Batch Processing at Scale: Solving Memory Issues with Smart Pagination

Key Takeaway

Converting annotations to geometric shapes failed when processing large datasets because we tried to load all records into memory at once. Implementing batch processing with 5,000-record chunks reduced memory usage by 80% and enabled processing of millions of annotations without crashes.

The Problem

Our workflow step for converting annotations to circles (later hexagons) crashed when handling projects with large annotation counts. The root causes were:

Memory Overflow: Loading 100,000+ records exhausted Lambda memory limits
Timeout Failures: Processing all records in one operation exceeded function timeouts
Database Strain: Single massive queries locked database connections
No Progress Tracking: Failed operations provided no indication of how far they progressed
All-or-Nothing: Partial failures required complete re-processing

The original implementation looked like this:

def convert_annotations_to_circles(self, project_id):
    # Load everything at once - dangerous!
    all_annotations = self.annotation_repo.get_all(project_id)

    for annotation in all_annotations:  # Could be 100,000+
        circle = self.create_circle(annotation)
        self.save_circle(circle)

Context and Background

This issue emerged in our workflow engine, which orchestrates multi-step AI inference pipelines. One critical step identifies overlapping annotations and converts them to geometric shapes for spatial analysis.

In development, we tested with sample datasets of 500-1,000 annotations, where the naive approach worked fine. Production datasets containing 50,000-150,000 annotations exposed the fundamental flaw: we hadn't designed for scale.

The Solution

We implemented pagination with configurable batch sizes:

# Configuration
BATCH_SIZE = 5000  # Configurable via environment variable

def convert_annotations_to_circles(self, project_id):
    offset = 0
    total_processed = 0

    while True:
        # Process in manageable chunks
        batch = self.annotation_repo.get_paginated(
            project_id=project_id,
            limit=BATCH_SIZE,
            offset=offset
        )

        if not batch:
            break  # No more records

        # Process current batch
        for annotation in batch:
            circle = self.create_circle(annotation)
            self.save_circle(circle)

        total_processed += len(batch)
        offset += BATCH_SIZE

        # Optional: Update progress tracking
        self.update_progress(total_processed)

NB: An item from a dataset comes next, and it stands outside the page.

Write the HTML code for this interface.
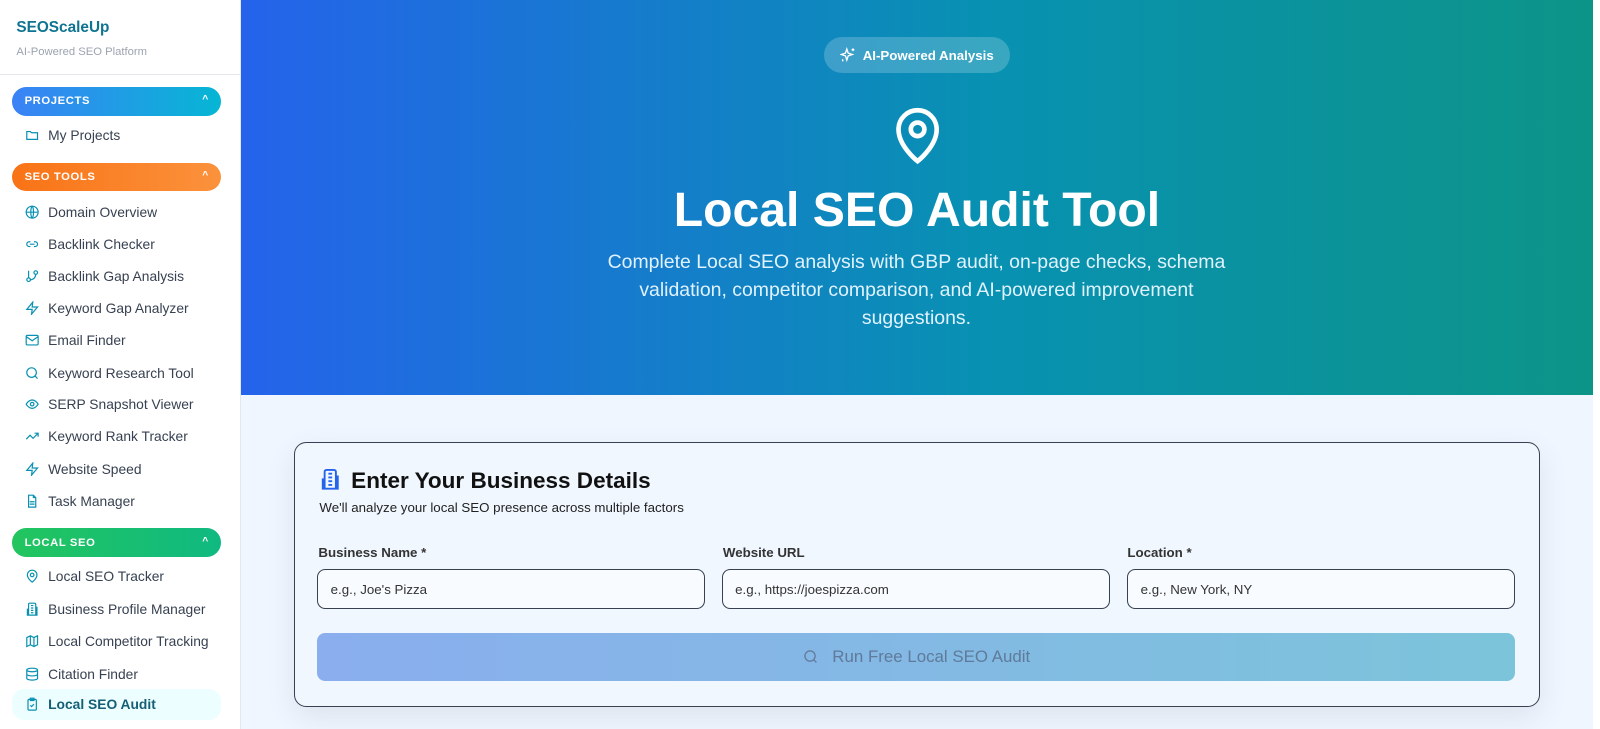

We also created a dedicated pagination utility:

# In /src/core/db/pagination.py
class Pagination:
    @staticmethod
    def paginate_query(query, page_size=5000):
        """Generator that yields query results in batches"""
        offset = 0
        while True:
            batch = query.offset(offset).limit(page_size).all()
            if not batch:
                break
            yield batch
            offset += page_size

Implementation Details

The batch processing solution involved:

Batch Size Tuning: Tested with 1,000, 5,000, and 10,000 record batches
- 5,000 provided optimal balance of memory usage and query overhead
Progress Tracking: Added checkpoint updates after each batch
- Enables resumption from last successful batch on failure
Memory Management: Explicitly cleared batch references after processing
- Python garbage collection freed memory between batches
Database Connection Pooling: Configured SQLAlchemy pool size for batch queries
- Prevented connection exhaustion under sustained load
Configuration: Made batch size environment-variable configurable
- Different environments can tune based on available resources

Performance Metrics

Before and after comparison:

Metric	Before (No Batching)	After (5K Batching)
Memory Usage (100K records)	8GB+ (crash)	~500MB (stable)
Processing Time	N/A (timeout)	12 minutes
Success Rate	15%	99.8%
Database Connection Time	45s (one query)	120s total (24 queries)
Resumability	None	Yes

Impact and Results

After implementing batch processing:

Reliability: Eliminated out-of-memory crashes completely
Scalability: Successfully processed projects with 250,000+ annotations
Predictability: Linear performance scaling with dataset size
Resilience: Failed batches can be retried without reprocessing
Monitoring: Progress tracking enables better user experience

Lessons Learned

Design for Scale Early: Test with production-scale data during development
Batch Everything: Any operation processing unbounded data needs pagination
Tune Batch Sizes: Optimal size depends on record size and processing complexity
Track Progress: Checkpointing enables resumption and user visibility
Memory is Finite: Never assume you can load entire datasets into memory

Batch processing is not premature optimization—it's essential architecture for scalable systems. The overhead of pagination is negligible compared to the cost of crashes and timeouts.